The several people (all women) who argued with me that women don’t deserve equal money argued that to take the same pay for (shorter, easier) labor is unfair to men, and an unnecessary politics of gesture. Perhaps this is the sign of truly consolidated strength, a confidence in one’s power and security that means one doesn’t have to accept merely symbolic gifts. Okay, but the equal-pay movement going on right now is possible because the women’s game is nearly as popular (and occasionally more, in the ratings) as the men’s game now. And in part, this is because of the women knowingly playing up to tennis’ image as an sanctioned arena in which to watch beautiful female athletes.

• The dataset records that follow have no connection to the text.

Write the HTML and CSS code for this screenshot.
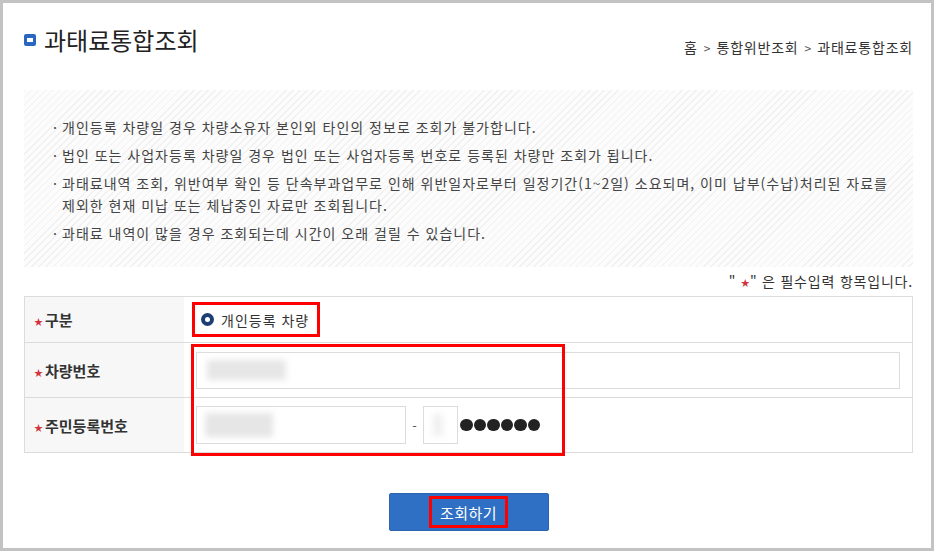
FILE: index.html
```html
<!DOCTYPE html>
<html lang="ko">
<head>
<meta charset="utf-8">
<title>과태료통합조회</title>
<link rel="stylesheet" href="styles.css">
</head>
<body>
<div class="frame">
  <div class="head">
    <h1 class="title"><span class="title-icon"></span>과태료통합조회</h1>
    <div class="crumb">홈<span class="sep">&gt;</span>통합위반조회<span class="sep">&gt;</span>과태료통합조회</div>
  </div>

  <ul class="notice">
    <li>개인등록 차량일 경우 차량소유자 본인외 타인의 정보로 조회가 불가합니다.</li>
    <li>법인 또는 사업자등록 차량일 경우 법인 또는 사업자등록 번호로 등록된 차량만 조회가 됩니다.</li>
    <li>과태료내역 조회, 위반여부 확인 등 단속부과업무로 인해 위반일자로부터 일정기간(1~2일) 소요되며, 이미 납부(수납)처리된 자료를 제외한 현재 미납 또는 체납중인 자료만 조회됩니다.</li>
    <li>과태료 내역이 많을 경우 조회되는데 시간이 오래 걸릴 수 있습니다.</li>
  </ul>

  <p class="req-note">" <span class="star">★</span>" 은 필수입력 항목입니다.</p>

  <table class="form">
    <tr class="r1">
      <th><span class="star">★</span>구분</th>
      <td>
        <label class="radio-box"><span class="radio"></span>개인등록 차량</label>
      </td>
    </tr>
    <tr class="r2">
      <th><span class="star">★</span>차량번호</th>
      <td>
        <div class="input wide"><span class="blur b1"></span></div>
      </td>
    </tr>
    <tr class="r3">
      <th><span class="star">★</span>주민등록번호</th>
      <td>
        <div class="ssn">
          <div class="input first"><span class="blur b2"></span></div>
          <span class="dash">-</span>
          <div class="input second"><span class="blur b3"></span></div>
          <span class="dots"><i></i><i></i><i></i><i></i><i></i><i></i></span>
        </div>
      </td>
    </tr>
  </table>

  <div class="actions">
    <button class="btn" type="button"><span class="btn-mark">조회하기</span></button>
  </div>

  <div class="highlight"></div>
</div>
</body>
</html>
```

FILE: styles.css
```css
* { box-sizing: border-box; }
html, body { margin: 0; padding: 0; background: #fff; }
body {
  font-family: "Noto Sans CJK KR", "Noto Sans", sans-serif;
  color: #333;
  font-size: 14px;
}
.frame {
  position: relative;
  width: 934px;
  height: 551px;
  border: 3px solid #c3c3c3;
  padding: 22px 18px 0 21px;
  background: #fff;
  overflow: hidden;
}
.head {
  display: flex;
  justify-content: space-between;
  align-items: flex-start;
  height: 30px;
}
.title {
  margin: 0;
  font-size: 24px;
  font-weight: 400;
  line-height: 30px;
  color: #222;
  display: flex;
  align-items: center;
}
.title-icon {
  width: 12px;
  height: 12px;
  background: #2a68c0;
  border-radius: 2px;
  margin-right: 8px;
  display: inline-flex;
  align-items: center;
  justify-content: center;
}
.title-icon::after {
  content: "";
  width: 6px;
  height: 4px;
  background: #fff;
}
.crumb {
  padding-top: 12px;
  font-size: 14px;
  letter-spacing: 0.8px;
  line-height: 20px;
  color: #333;
}
.sep { margin: 0 6px; font-size: 12px; color: #555; letter-spacing: 0; }

.notice {
  list-style: none;
  margin: 35px 0 0 0;
  padding: 26px 15px 23px 29px;
  background: repeating-linear-gradient(135deg, #f1f1f1 0 1px, #fcfcfc 1px 5px);
  font-size: 14px;
  letter-spacing: 1px;
  line-height: 22px;
  color: #444;
  word-break: keep-all;
}
.notice li { display: flex; margin-top: 6px; }
.notice li:first-child { margin-top: 0; }
.notice li::before { content: "·"; width: 9px; flex-shrink: 0; letter-spacing: 0; }

.req-note {
  margin: 4px 0 0 0;
  text-align: right;
  font-size: 14px;
  letter-spacing: 0.8px;
  line-height: 20px;
  color: #333;
}
.star { color: #d0353f; font-size: 9px; vertical-align: 1px; letter-spacing: 0; }

.form {
  margin-top: 3px;
  width: 100%;
  border-collapse: collapse;
  border: 1px solid #dcdcdc;
}
.form th, .form td {
  border-top: 1px solid #dcdcdc;
  padding: 0;
  vertical-align: middle;
}
.form th {
  width: 160px;
  background: #f7f7f7;
  text-align: left;
  padding-left: 9px;
  font-size: 15px;
  font-weight: 700;
  color: #333;
}
.form th .star { margin-right: 2px; }
.r1 th, .r1 td { height: 46px; }
.r2 th, .r2 td { height: 55px; }
.r3 th, .r3 td { height: 55px; }
.form td { padding: 0 12px 0 12px; }

.radio-box {
  display: inline-flex;
  align-items: center;
  border: 3px solid #f00;
  height: 35px;
  padding: 0 8px 0 6px;
  margin-left: -4px;
  font-size: 14px;
  letter-spacing: 1px;
  color: #333;
}
.radio {
  width: 13px;
  height: 13px;
  border-radius: 50%;
  background: #1d3e73;
  margin-right: 7px;
  display: inline-flex;
  align-items: center;
  justify-content: center;
}
.radio::after {
  content: "";
  width: 5px;
  height: 5px;
  border-radius: 50%;
  background: #fff;
}

.input {
  border: 1px solid #dcdcdc;
  background: #fff;
  height: 37px;
  display: flex;
  align-items: center;
}
.input.wide { width: 704px; padding-left: 10px; }
.ssn { display: flex; align-items: center; }
.input.first { width: 210px; height: 38px; padding-left: 8px; }
.input.second { width: 35px; height: 38px; padding-left: 9px; }
.dash { width: 17px; text-align: center; font-size: 13px; color: #555; }
.blur { display: block; background: #e6e6e6; filter: blur(3px); }
.b1 { width: 79px; height: 20px; }
.b2 { width: 68px; height: 24px; }
.b3 { width: 10px; height: 22px; background: #f0f0f0; }
.dots { display: flex; margin-left: 2px; }
.dots i {
  width: 12.5px;
  height: 12.5px;
  border-radius: 50%;
  background: #222;
  margin-right: 1px;
}

.actions {
  display: flex;
  justify-content: center;
  margin-top: 40px;
}
.btn {
  width: 160px;
  height: 38px;
  background: #2f6fc4;
  border: 1px solid #2a62ad;
  border-radius: 2px;
  padding: 0;
  display: flex;
  align-items: center;
  justify-content: center;
  font-family: inherit;
  font-size: 15px;
  letter-spacing: 0.5px;
  color: #fff;
  cursor: pointer;
}
.btn-mark {
  border: 3px solid #f00;
  height: 32px;
  width: 79px;
  display: flex;
  align-items: center;
  justify-content: center;
}

.highlight {
  position: absolute;
  left: 188px;
  top: 341px;
  width: 374px;
  height: 112px;
  border: 3px solid #f00;
  pointer-events: none;
}
```
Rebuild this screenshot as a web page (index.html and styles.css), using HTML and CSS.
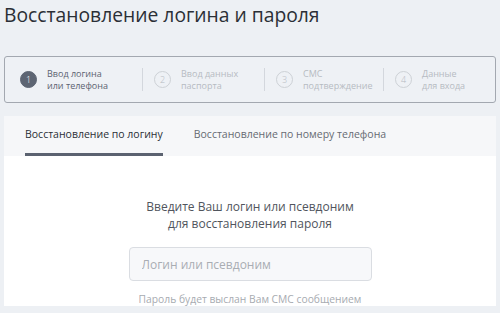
FILE: index.html
```html
<!DOCTYPE html>
<html lang="ru">
<head>
    <meta charset="UTF-8">
    <meta name="viewport" content="width=device-width, initial-scale=1.0">
    <title>Восстановление логина и пароля</title>
    <link rel="stylesheet" href="styles.css">
</head>
<body>
    <h1 class="page-title">Восстановление логина и пароля</h1>

    <div class="steps">
        <div class="step active">
            <span class="step-num">1</span>
            <span class="step-text">Ввод логина<br>или телефона</span>
        </div>
        <div class="step">
            <span class="step-num">2</span>
            <span class="step-text">Ввод данных<br>паспорта</span>
        </div>
        <div class="step">
            <span class="step-num">3</span>
            <span class="step-text">СМС<br>подтверждение</span>
        </div>
        <div class="step">
            <span class="step-num">4</span>
            <span class="step-text">Данные<br>для входа</span>
        </div>
    </div>

    <div class="card">
        <div class="tabs">
            <a href="#" class="tab active">Восстановление по логину</a>
            <a href="#" class="tab">Восстановление по номеру телефона</a>
        </div>
        <div class="card-body">
            <p class="lead">Введите Ваш логин или псевдоним<br>для восстановления пароля</p>
            <input type="text" class="field" placeholder="Логин или псевдоним">
            <p class="hint">Пароль будет выслан Вам СМС сообщением</p>
        </div>
    </div>
</body>
</html>
```

FILE: styles.css
```css
* {
    margin: 0;
    padding: 0;
    box-sizing: border-box;
}

body {
    font-family: 'Open Sans', 'Noto Sans', sans-serif;
    background: #edf0f4;
    padding: 0 4px;
    color: #333;
    overflow: hidden;
}

.page-title {
    font-size: 19.3px;
    font-weight: 400;
    line-height: 28px;
    color: #2b2f36;
    padding-top: 1px;
}

.steps {
    display: grid;
    grid-template-columns: 122px 122px 119px 1fr;
    align-items: center;
    height: 47px;
    margin-top: 27px;
    padding-left: 15px;
    border: 1px solid #a3a8b0;
    border-radius: 3px;
    background: #eef1f5;
}

.step {
    display: flex;
    align-items: center;
    gap: 10px;
    height: 23px;
    padding-left: 11px;
    border-left: 1px solid #d3d7dd;
    color: #b6bbc2;
}

.step.active {
    border-left: none;
    padding-left: 0;
    color: #5b6270;
}

.step-num {
    flex: none;
    width: 17px;
    height: 17px;
    border-radius: 50%;
    border: 1px solid #cdd1d6;
    font-size: 9px;
    font-weight: 300;
    line-height: 15px;
    text-align: center;
}

.step.active .step-num {
    background: #5d6573;
    border-color: #5d6573;
    color: #fff;
}

.step-text {
    font-size: 9px;
    line-height: 12px;
}

.card {
    margin-top: 13px;
    background: #fff;
}

.tabs {
    display: flex;
    gap: 31px;
    padding: 0 21px;
    background: #f6f7f9;
    height: 40px;
}

.tab {
    display: block;
    font-size: 10.5px;
    line-height: 37px;
    color: #666b73;
    text-decoration: none;
    border-bottom: 3px solid transparent;
}

.tab.active {
    color: #2b2f36;
    border-bottom-color: #5b6270;
}

.card-body {
    display: flex;
    flex-direction: column;
    align-items: center;
    padding-top: 42px;
}

.lead {
    font-size: 12px;
    line-height: 17px;
    color: #50555d;
    text-align: center;
}

.field {
    width: 243px;
    height: 34px;
    margin-top: 15px;
    padding: 0 12px;
    border: 1px solid #dadde2;
    border-radius: 4px;
    background: #f7f8fa;
    font-family: inherit;
    font-size: 12px;
    color: #333;
}

.field::placeholder {
    color: #a9adb3;
}

.hint {
    margin-top: 11px;
    font-size: 10.3px;
    color: #a7abb1;
}
```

If sports are profit-seeking entertainment, and sex helps sell tickets and commercials (“Make every shot… a PowerShot”), then shouldn’t women demand an equal share of the pie, even if it’s for unequal on-court labor? Or does that demean the principle of equality that women have fought for, as my opponents argued? Which is capitulation, and which steadfast determination? It’s a conundrum. My gut is still heavily with equality, but what do you think?